Who Will It Be? is an arts-based phenomenological research study exploring the Lived Experience of Uncertainty during election week 2020, waiting to learn if either Trump or Biden won

“The Lived Experience of Breastfeeding in Public,” by Lori Jordan Fountain
This phenomenological short film offers insight into the experience of breastfeeding in public, evoking Sartre’s description of the objectifying gaze of the Other. By taking up the self as seen by the Other, the film’s subject embodies and enacts the judgements placed upon her, exposing the covert oppression endured by breastfeeding mothers
“The Lived Experience of Synchronicity” by Melissa Najpaver
A phenomenological enactment of the experience of synchronicity.
“The Lived Experience of Sickness,” by Rose Dessaint.
This poem was inspired by the theme Bondage’. There were many demands in the lived experience of being sick. Some of the commanding actions are “stay, forced, instructed, neglect, commanded…” These words reminded me a lot of bondage and slavery. When I was sick, I was forced to work on the pace that my body provided me. It was so hard to walk; I was constantly dragging myself to work and to class. And I was continuously gasping for air in an attempt to stop coughing. It was as if I was carrying a boulder on back, and an extremely tight shackle around my neck, while someone was stomping on my chest and hitting my head with a hammer. This experience reminds me of the Trail of Tears, the Transatlantic slave trade, and the Middle Passage. I do not claim to have experienced the same agony and terror as these groups of people; I simply want to honor them and highlight the concept of pain and restrictions, enforced by bondage.
“The Lived Experience of Sickness,” by Rose Dessaint
In my description of being sick there were many words like “Help, Gasping, Carrying, Stomping, Hitting, Dragging, drowning.” There were also words like “threatened, death, and battle.” Hence, this theme is categorized as “Battle.” Sickness can be seen as a battle because the body (white blood cells) are fighting against the virus that is attacking it.

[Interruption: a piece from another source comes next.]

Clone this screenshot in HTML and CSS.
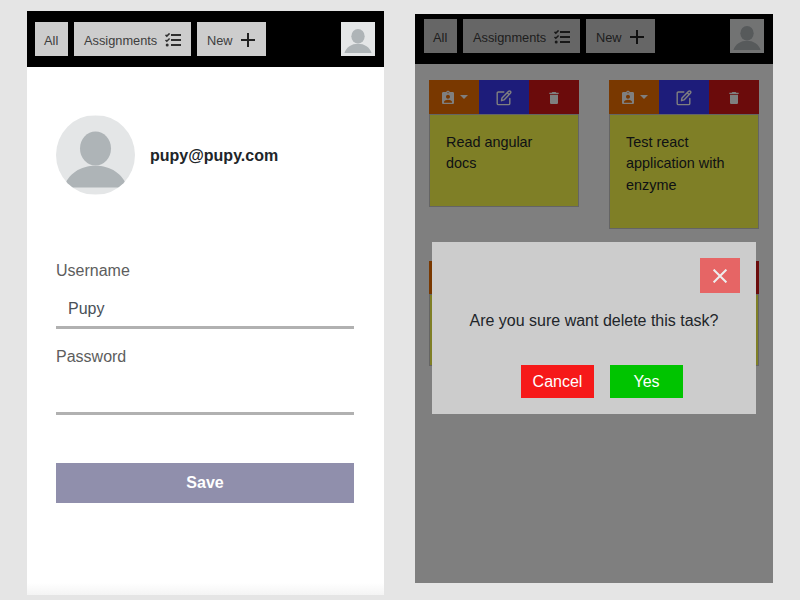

Plus, the Corona Virus pandemic has been referred to as “a common enemy” by the United Nations. There was also a mental battle—to surrender to the body or to accomplish one’s obligations. There are 3 viruses: 1) one has a shackle like the one I felt around my neck; 2) the second one had a sword, used to restrict me and keep me in bondage; 3) and the last one had two hammers, which were used to hit my head and chest repeatedly.